May 05, 2004
The building will be thoroughly modern. The midtown Modern, scheduled to open in late November after being closed for two and a half years, is 630,000 square feet of straight walls, floors and ceilings with no obtrusive columns or dead-end hallways. It is a building with "a harmonic precision," Mr. Lowry said.
But simple architecture is not always simple. Making a precise, rectilinear museum in a city that refuses to bend very much requires lots of logistical contortions. To cite a small example, the builders had to cut a notch out of one of museum's facades to preserve the view of St. Thomas Church from 54th Street. And in New York City many unions are involved, each with its own schedule. That makes a precisionist structure, where quarter-inch goofs can throw off the whole thing, extremely tricky to build.
[...]
The first and biggest obstacle to the Modern's seamlessness was the 54-story residential tower between the old and the new parts of the museum.

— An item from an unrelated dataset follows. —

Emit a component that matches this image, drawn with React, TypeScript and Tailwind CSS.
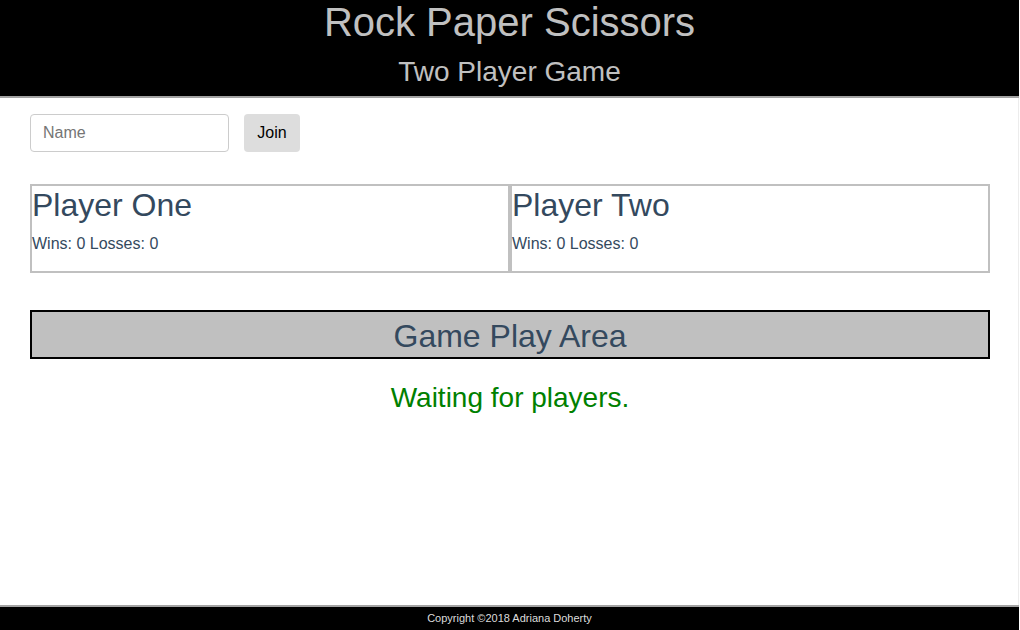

The goal was to allow visitors to pass from old to new without ever knowing they had left the museum, Mr. Lowry said. But the tower, with its 248 residents, could not be razed. So the Modern got permission to "slice through the tower," Mr. Lowry said, "to penetrate the four feet of concrete that supported the tower." To insure that the tower, pierced by the Modern's passages and escalators, would not collapse, steel braces had to be installed in the lower nine floors.